At RAW Labs we have developed novel and innovative technologies to interrogate massive quantities of data in different formats, that are held in a variety of data stores across an enterprise infrastructure and in the Cloud. By leveraging this core technology RAW Labs has built a Cloud based Data Sharing platform for creating and maintaining APIs. The RAW platform enables our customers to exploit all forms of data to create curated Data Products via our DataOps infrastructure, and securely share data in hours, not days. Enterprises use RAW Labs’ platform to drive ML/AI, business intelligence and data analytics applications without having to build and maintain complex data engineering infrastructures.
RAW Labs is funded by a group of highly sophisticated and experienced technology investors and are advised by technology luminaries including: Prof. Martin Odersky (creator of Scala), Prof. Mike Franklin (co-creator of Spark), Dr. Alon Halevy (from Facebook’s AI team).
Where you’ll be
Our R&D team is based in two development centers: one in Lausanne, Switzerland, and the other in Athens, Greece. The successful applicants will be working in/near either office, with Remote working available if desired by agreement – note that access to either office will be required for face-to-face meetings with your project supervisor.
About the Role
We are seeking a number of highly talented, innovation-driven Interns to help our research and further differentiate the RAW platform.

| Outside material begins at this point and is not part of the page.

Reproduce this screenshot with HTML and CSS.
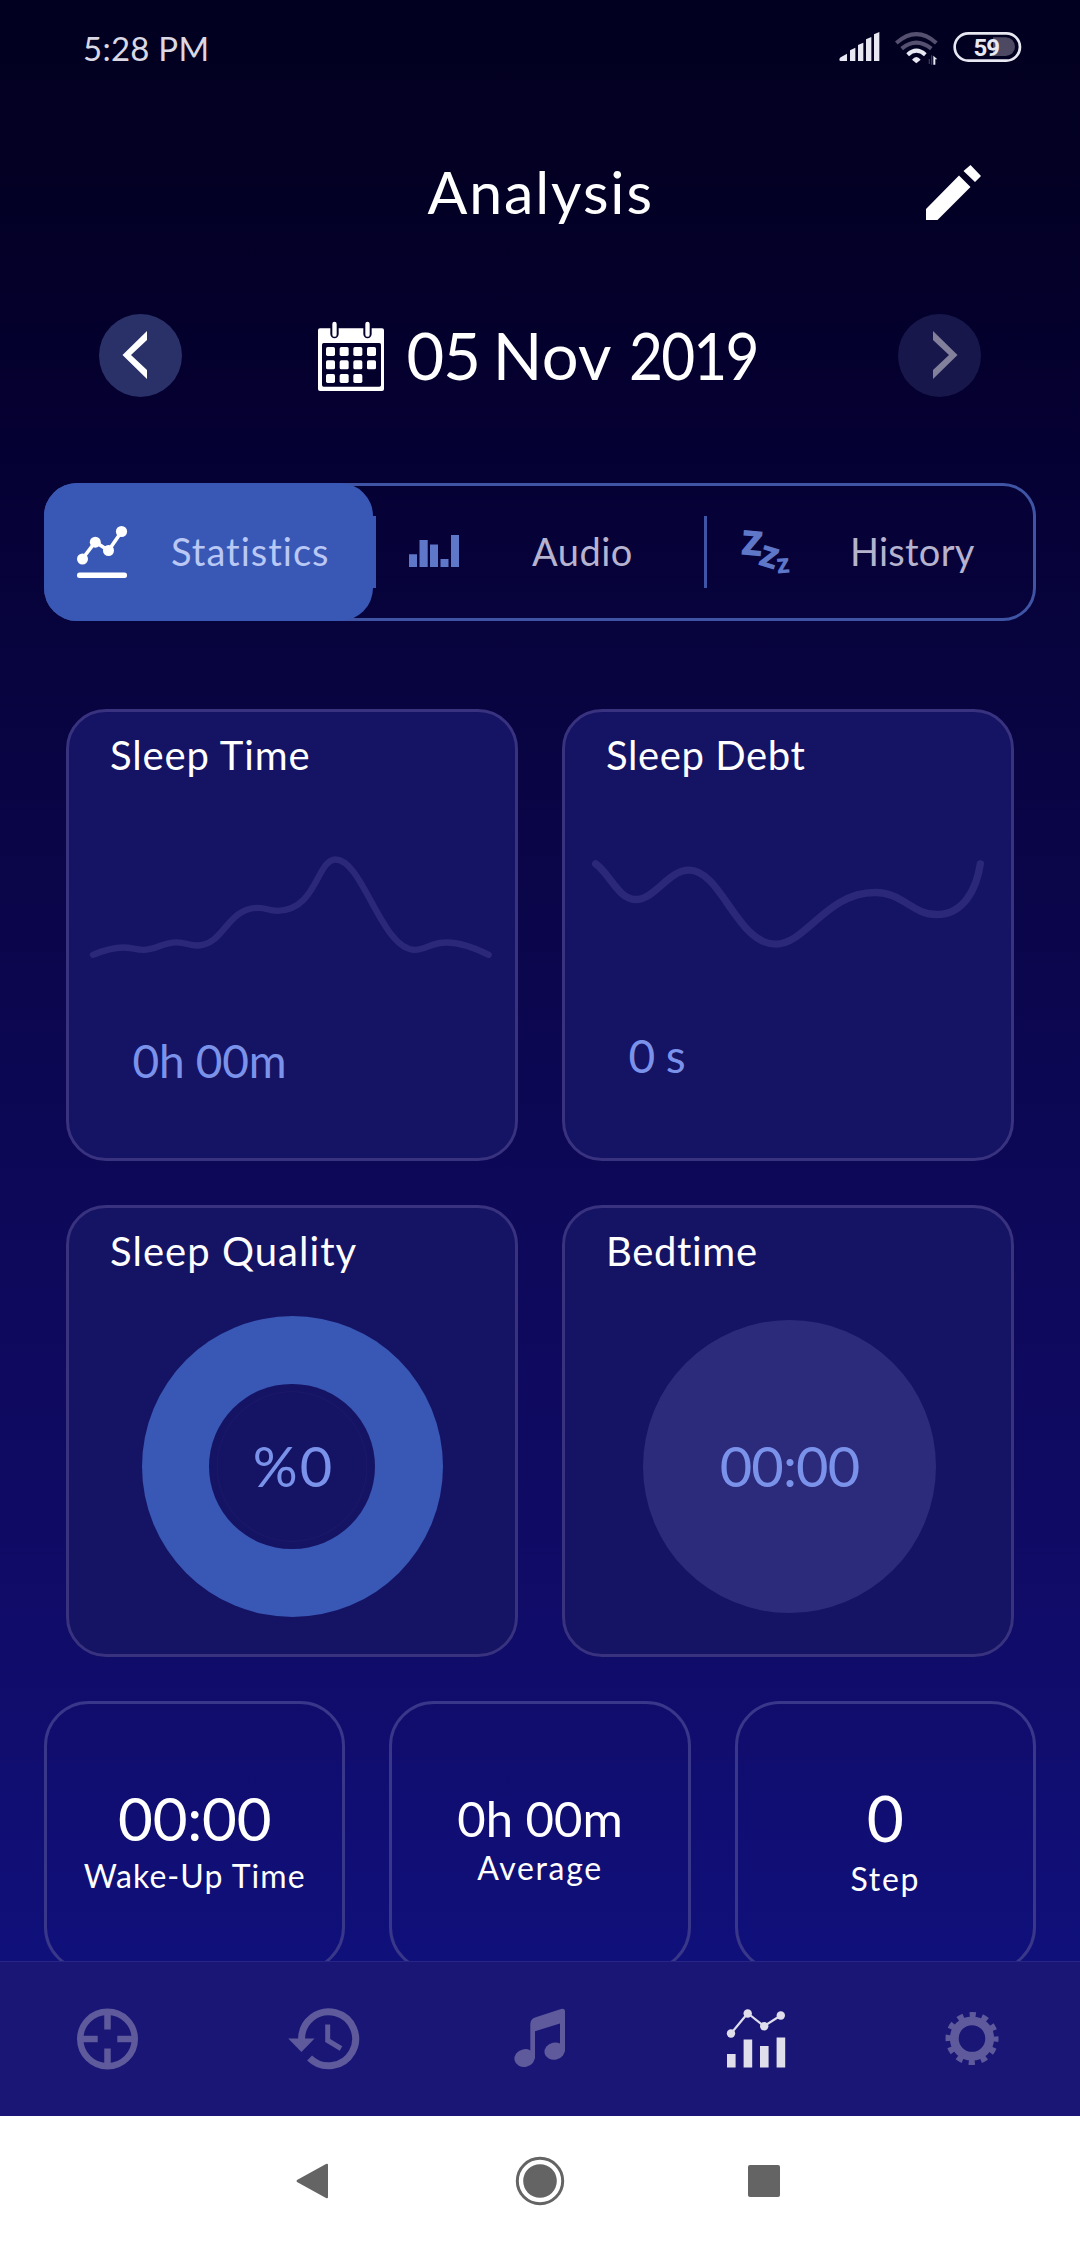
FILE: index.html
```html
<!DOCTYPE html>
<html lang="en">
<head>
<meta charset="utf-8">
<title>Analysis</title>
<link rel="stylesheet" href="styles.css">
</head>
<body>
<div class="phone">
  <div class="status">
    <span class="clock">5:28 PM</span>
    <svg class="status-icons" viewBox="110 60 560 110" width="186.67" height="36.67">
      <g fill="#e8e8f3">
        <path d="M117 149Q117 144 121 142L140 131V153H121Q117 153 117 149Z"/>
        <path d="M149 121L165 113V153H149ZM173 105L189 98V153H173ZM197 88L213 81V153H197ZM221 73L237 66V153H221Z"/>
        <path d="M335 149Q348 133 361 149L348 160Z"/>
        <path d="M399 137L411 148H405V164H399Z"/>
      </g>
      <path d="M387 147V162M394 136V164" stroke="#3c3858" stroke-width="4" fill="none"/>
      <g fill="none" stroke-width="12">
        <path d="M322 134Q348 110 375 134" stroke="#e8e8f3"/>
        <path d="M304 116Q348 80 393 116" stroke="#55506f"/>
        <path d="M288 99Q348 46 408 99" stroke="#55506f"/>
      </g>
      <path d="M578 82H616A28 28 0 0 1 616 138H578Z" fill="#4d4963"/>
      <rect x="463" y="70" width="196" height="82" rx="41" fill="none" stroke="#e8e8f3" stroke-width="8"/>
      <text class="battery" x="558" y="138" text-anchor="middle">59</text>
    </svg>
  </div>

  <header class="header">
    <h1 class="title">Analysis</h1>
    <svg class="edit" viewBox="926 164 55 55" width="55" height="55" fill="#fff">
      <path d="M970.5 164L981 175L975 181L963.5 170ZM959 174.5L970.5 186L937.5 219H926V208Z"/>
    </svg>
  </header>

  <div class="datebar">
    <span class="arrow">
      <svg viewBox="99 314 83 83" width="83" height="83"><path d="M147 331V340L131 355L147 370V379L122.500 355Z" fill="#fff"/></svg>
    </span>
    <div class="date">
      <svg viewBox="54 60 198 210" width="66" height="70">
        <path d="M60 82H246Q252 82 252 88V264Q252 270 246 270H60Q54 270 54 264V88Q54 82 60 82Z" fill="#fff"/>
        <rect x="66" y="126" width="177" height="131" rx="5" fill="#04002c"/>
        <path d="M91 60H116V99A12.500 12.500 0 0 1 91 99ZM190 60H215V99A12.500 12.500 0 0 1 190 99Z" fill="#04002c"/>
        <path d="M103.500 69V101M202.500 69V101" stroke="#fff" stroke-width="13" stroke-linecap="round"/>
        <g fill="#fff">
          <rect x="78" y="138" width="27" height="27" rx="5"/><rect x="119" y="138" width="27" height="27" rx="5"/><rect x="160" y="138" width="27" height="27" rx="5"/><rect x="201" y="138" width="27" height="27" rx="5"/>
          <rect x="78" y="178" width="27" height="27" rx="5"/><rect x="119" y="178" width="27" height="27" rx="5"/><rect x="160" y="178" width="27" height="27" rx="5"/><rect x="201" y="178" width="27" height="27" rx="5"/>
          <rect x="78" y="219" width="27" height="27" rx="5"/><rect x="119" y="219" width="27" height="27" rx="5"/><rect x="160" y="219" width="27" height="27" rx="5"/>
        </g>
      </svg>
      <span class="date-text"><span class="day">05</span> Nov <span class="year">2019</span></span>
    </div>
    <span class="arrow arrow-next">
      <svg viewBox="898 314 83 83" width="83" height="83"><path d="M933 331V340L949 355L933 370V379L957.500 355Z" fill="#83809c"/></svg>
    </span>
  </div>

  <nav class="tabs">
    <div class="tab tab-active">
      <svg viewBox="76 525 52 54" width="52" height="54" fill="#fff">
        <path d="M82.300 559L95.300 542L108.500 550.500L121.700 531.500" fill="none" stroke="#fff" stroke-width="3.600"/>
        <circle cx="82.500" cy="559" r="5.500"/><circle cx="95.300" cy="542.200" r="5.500"/><circle cx="108.500" cy="550.500" r="5.500"/><circle cx="121.500" cy="531.500" r="5.600"/>
        <rect x="77" y="572.500" width="50" height="5.500" rx="2.500"/>
      </svg>
      <span>Statistics</span>
    </div>
    <i class="divider divider-active"></i>
    <div class="tab tab-audio">
      <svg viewBox="409 525 50 54" width="50" height="54" fill="#5f77c9">
        <path d="M409 554.300H417V567H409ZM419.500 540H427.700V567H419.500ZM430 544.500H438V567H430ZM440.500 559H448.500V567H440.500ZM451 535H459V567H451Z"/>
      </svg>
      <span>Audio</span>
    </div>
    <i class="divider"></i>
    <div class="tab tab-history">
      <svg class="zzz" viewBox="740 525 51 54" width="51" height="54">
        <text transform="translate(740.500 554.500) rotate(5)" font-size="34.500">Z</text>
        <text transform="translate(757.500 564.500) rotate(17)" font-size="29">Z</text>
        <text transform="translate(777.500 573.500) rotate(-5)" font-size="20.500">Z</text>
      </svg>
      <span>History</span>
    </div>
  </nav>

  <main class="content">
    <section class="cards">
      <article class="card">
        <h2 class="card-title t-time">Sleep Time</h2>
        <svg class="wave" viewBox="57 265.500 1338 675" width="446" height="225">
          <path stroke-width="19" d="M129 793C160 780 192 771 220 771C245 771 256 778 280 778C318 778 338 755.500 380 755.500C408 755.500 416 765 442 765C522 765 530 652 625 652C650 652 655 661 682 661C800 661 800 507 857 507C938 507 995 778 1094 778C1130 778 1140 756 1190 756C1232 756 1270 770 1316 793"/>
        </svg>
        <p class="value">0h 00m</p>
      </article>
      <article class="card">
        <h2 class="card-title t-debt">Sleep Debt</h2>
        <svg class="wave" viewBox="75 265.500 1338 675" width="446" height="225">
          <path stroke-width="22" d="M167 520C207 546 235 627 287 627C345 627 385 539 447 539C545 539 590 761 708 761C797 761 860 606 1005 606C1090 606 1115 672 1190 672C1268 672 1309 600 1321 520"/>
        </svg>
        <p class="value value-debt">0 s</p>
      </article>
      <article class="card">
        <h2 class="card-title t-quality">Sleep Quality</h2>
        <div class="donut"><div class="donut-hole">%0</div></div>
      </article>
      <article class="card">
        <h2 class="card-title t-bed">Bedtime</h2>
        <div class="disc">00:00</div>
      </article>
    </section>

    <section class="minis">
      <article class="mini"><p class="num num-wake">00:00</p><p class="label label-wake">Wake-Up Time</p></article>
      <article class="mini"><p class="num num-avg">0h 00m</p><p class="label label-avg">Average</p></article>
      <article class="mini"><p class="num num-step">0</p><p class="label label-step">Step</p></article>
    </section>
  </main>

  <nav class="bottom">
    <svg viewBox="68 1999.500 80 80" width="80" height="80" fill="none" stroke="#5f5a9c">
      <circle cx="107.500" cy="2039.500" r="27.300" stroke-width="6.400"/>
      <path d="M107.500 2012V2030M107.500 2049V2067M80 2039.500H97.700M117.300 2039.500H135" stroke-width="6.500"/>
    </svg>
    <svg viewBox="284 1999.500 80 80" width="80" height="80" fill="none" stroke="#5f5a9c">
      <path d="M301.600 2039.500A27 27 0 1 1 309.600 2058.500" stroke-width="7"/>
      <path d="M288.200 2039H314.600L301.400 2052.500Z" fill="#5f5a9c" stroke="none"/>
      <path d="M327.700 2025V2041L341 2049" stroke-width="5"/>
    </svg>
    <svg viewBox="500 1999.500 80 80" width="80" height="80" fill="#5f5a9c">
      <path d="M530.300 2025Q530.300 2019.500 535 2018L561 2009.500Q565 2008.500 565 2012V2052H560V2024L535 2031.800V2059H530.300Z"/>
      <ellipse cx="524.600" cy="2058.600" rx="10.300" ry="8.900" transform="rotate(-12 524.600 2058.600)"/>
      <ellipse cx="554.600" cy="2051.600" rx="10.300" ry="8.600" transform="rotate(-12 554.600 2051.600)"/>
    </svg>
    <svg viewBox="716 1999.500 80 80" width="80" height="80" fill="#dfdeea">
      <path d="M731 2034L747.700 2013.700L764 2026.700L780.700 2016" fill="none" stroke="#dfdeea" stroke-width="2.200"/>
      <circle cx="731" cy="2034" r="4.200"/><circle cx="747.700" cy="2014" r="4.200"/><circle cx="764.200" cy="2026.700" r="4.200"/><circle cx="780.800" cy="2016" r="4.200"/>
      <path d="M727 2054.500H735.600V2068H727ZM743.600 2040H752.200V2068H743.600ZM760 2046.500H768.600V2068H760ZM776.600 2038H785.200V2068H776.600Z"/>
    </svg>
    <svg viewBox="932 1999.500 80 80" width="80" height="80" fill="none" stroke="#5f5a9c">
      <circle cx="972" cy="2039" r="17.700" stroke-width="8.800"/>
      <circle cx="972" cy="2039" r="23.800" stroke-width="5.400" stroke-dasharray="6.300 6.161" stroke-dashoffset="3.150"/>
    </svg>
  </nav>

  <div class="system">
    <svg viewBox="282 2151 60 60" width="60" height="60" fill="#646464"><path d="M297 2180Q296 2181 297 2182L326 2198Q328 2199 328 2197V2165Q328 2163 326 2164Z"/></svg>
    <svg viewBox="510 2151 60 60" width="60" height="60" fill="#646464"><circle cx="540" cy="2181" r="16.800"/><circle cx="540" cy="2181" r="22.700" fill="none" stroke="#646464" stroke-width="3"/></svg>
    <svg viewBox="734 2151 60 60" width="60" height="60" fill="#646464"><rect x="748" y="2165" width="32" height="32" rx="2"/></svg>
  </div>
</div>
</body>
</html>
```
FILE: styles.css
```css
* { box-sizing: border-box; margin: 0; padding: 0; }
body { font-family: Lato, "Liberation Sans", sans-serif; font-weight: 400; color: #fff; }
svg { display: block; flex: none; }

.phone {
  display: flex;
  flex-direction: column;
  width: 1080px;
  height: 2246px;
  overflow: hidden;
  background: linear-gradient(#020020 0, #030024 170px, #050032 440px, #080440 690px, #0d0857 1180px, #100c6a 1660px, #10107b 1961px);
}

.status { display: flex; justify-content: space-between; padding: 28px 56.700px 0 83px; height: 149px; }
.clock { font-size: 33px; line-height: 40px; letter-spacing: 0.250px; color: #d9d8e4; }
.status-icons { margin-top: 2px; }
.battery { font: 700 72px Roboto, sans-serif; letter-spacing: -3px; fill: #e8e8f3; }

.header { display: grid; grid-template-columns: 1fr 225px 1fr; align-items: center; height: 86px; }
.title { grid-column: 2; font-size: 59px; font-weight: 400; line-height: 86px; letter-spacing: 1.900px; white-space: nowrap; }
.edit { justify-self: end; margin-right: 99px; }

.datebar { display: flex; align-items: center; justify-content: space-between; margin-top: 79px; padding: 0 99px; height: 83px; }
.arrow { width: 83px; height: 83px; border-radius: 50%; background: #2a3068; }
.arrow-next { background: #17174b; }
.date { display: flex; flex: 1; align-items: center; gap: 22.500px; padding-left: 136px; }
.date-text { font-size: 65px; line-height: 80px; margin-bottom: 1px; white-space: pre; word-spacing: -4px; letter-spacing: 0.300px; }
.day { letter-spacing: -1px; }
.year { display: inline-block; letter-spacing: -2px; transform: scaleX(0.9); transform-origin: 0 50%; margin-left: 6px; margin-right: -30px; }

.tabs { display: grid; grid-template-columns: 329px 3px 328px 3px 329px; align-items: center; margin: 86px 44px 0; height: 138px; border-radius: 33px; box-shadow: inset 0 0 0 3px #3f54a4; }
.tab { display: flex; align-items: center; height: 138px; padding-left: 32px; gap: 43px; font-size: 38px; color: #b6b3cf; }
.tab span { line-height: 46px; margin-bottom: 2px; }
.tab-active { background: #3957b4; border-radius: 33px; color: #b9c8f5; letter-spacing: 1px; }
.tab-audio { padding-left: 33px; gap: 73px; letter-spacing: 0.500px; }
.tab-history { padding-left: 33px; gap: 59px; letter-spacing: 0.250px; }
.divider { height: 72px; background: #3f54a4; }
.divider-active { background: #3957b4; }
.zzz { fill: #5f77c9; font-family: "Open Sans", sans-serif; font-weight: 800; overflow: visible; letter-spacing: 0; }

.content { flex: 1; min-height: 0; overflow: hidden; padding: 88px 44px 0; }
.cards { display: grid; grid-template-columns: 452px 452px; grid-auto-rows: 452px; gap: 44px; padding-left: 22px; }
.card { border: 3px solid #38327f; border-radius: 40px; background: #151364; padding-top: 19px; }
.card-title { padding-left: 41px; font-size: 40px; font-weight: 400; line-height: 48px; }
.t-time { letter-spacing: 0.880px; }
.t-debt { letter-spacing: 0.600px; }
.t-quality { letter-spacing: 1.050px; }
.t-bed { letter-spacing: 0.660px; }
.wave { fill: none; stroke: #2b287a; stroke-linecap: round; }
.value { margin-top: 28.500px; padding-left: 63.500px; font-size: 46px; line-height: 56px; letter-spacing: -0.250px; color: #7b92ea; }
.value-debt { margin-top: 23.500px; letter-spacing: -0.600px; }

.donut { display: grid; place-items: center; width: 301px; height: 301px; margin: 41px auto 0; border-radius: 50%; background: #3957b4; }
.donut-hole { display: grid; place-items: center; width: 165.500px; height: 165.500px; padding: 0 0 1px 3px; border-radius: 50%; background: radial-gradient(circle, #151364 74px, #1b1768 74.500px, #1b1768 75px, #151364 75.500px); font-size: 56px; line-height: 68px; letter-spacing: 2px; color: #7b92ea; }
.disc { display: grid; place-items: center; width: 293px; height: 293px; margin: 45px 0 0 78px; padding-bottom: 1px; border-radius: 50%; background: #2c2a7b; font-size: 56px; line-height: 68px; letter-spacing: -0.860px; color: #7b92ea; }

.minis { display: grid; grid-template-columns: repeat(3, 1fr); gap: 44px; margin-top: 44px; }
.mini { height: 271px; padding-top: 83.800px; border: 3px solid #38378a; border-radius: 45px; text-align: center; }
.num { line-height: 60px; }
.num-wake { font-size: 60px; letter-spacing: -0.200px; }
.num-avg { font-size: 49px; letter-spacing: 0; }
.num-step { font-size: 64px; }
.label { font-size: 32px; line-height: 40px; }
.label-wake { margin-top: 7.800px; letter-spacing: 1.060px; }
.label-avg { margin-top: 0.600px; letter-spacing: 1.660px; }
.label-step { margin-top: 11px; letter-spacing: 1.660px; }

.bottom { display: grid; grid-template-columns: repeat(5, 1fr); place-items: center; flex: none; height: 155px; border-top: 1px solid #2a2585; background: #191676; }
.system { display: flex; flex: none; align-items: center; height: 130px; padding-left: 282px; gap: 168px; background: #fff; }
.system svg:last-child { margin-left: -4px; }
```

Our Interns will be assigned one of several projects we have, based on preference, availability, suitability and business priorities (See below).
As an Intern you will be assigned a technical supervisor, who will typically be a senior engineer from our staff. Whilst you are working with us, you will be fully integrated into the core engineering team and hence will get to see how a commercial technology company develops its product. And, of course, if you excel during the Internship period, there will be opportunities to join us permanently as we grow.
About You
Firstly and foremostly, we are looking for candidates with a passion for new technology, an inquisitive mind, a self-starting approach, and a can-do attitude. You may be working on problems that may not have been solved yet, or only partially solved. We are looking for:
- University degree in computer science or engineering and any post-graduate experience a bonus.
- Commercial experience a benefit, not a pre-requisite
- Evidence of an innovative project you have undertaken in the software and/or data space.
- Great oral and written communication skills, preferably in English, but we have French, Greek and Portuguese speakers too.
For technical skills, we can tailor the project to the successful candidate’s experience. Here are some of the technologies we use currently:
- Scala and/or Java and/or Kotlin, and SQL.
- Development of distributed / big data, especially Spark
- Development of Visual Studio Code Extensions
- Cloud Service Provider’s stack, e.g: AWS
- Benchmarking and profiling tools, e.g., JMH, Apache JMeter
- Container technologies such as Kubernetes and/or Docker
- CI/CD tools, e.g., Jenkins, Artifactory and DevOps tooling, e.g., Terraform, Docker, Compose, Ansible
- Security frameworks/libraries/providers, e.g. Auth0
Our Projects
Please indicate in your application which of the projects are of interest to you. There can be multiple:
1. Data Lineage
For Whom: Students interested in data management, automated data governance, traceability, metadata interoperability, standards and data catalogs. Duration: Flexible, ranging from 2 to 4 months
RAW’s query engine allows users to build complex analytics that integrate multiple data sources. These data analytics libraries can be built and shared with other users.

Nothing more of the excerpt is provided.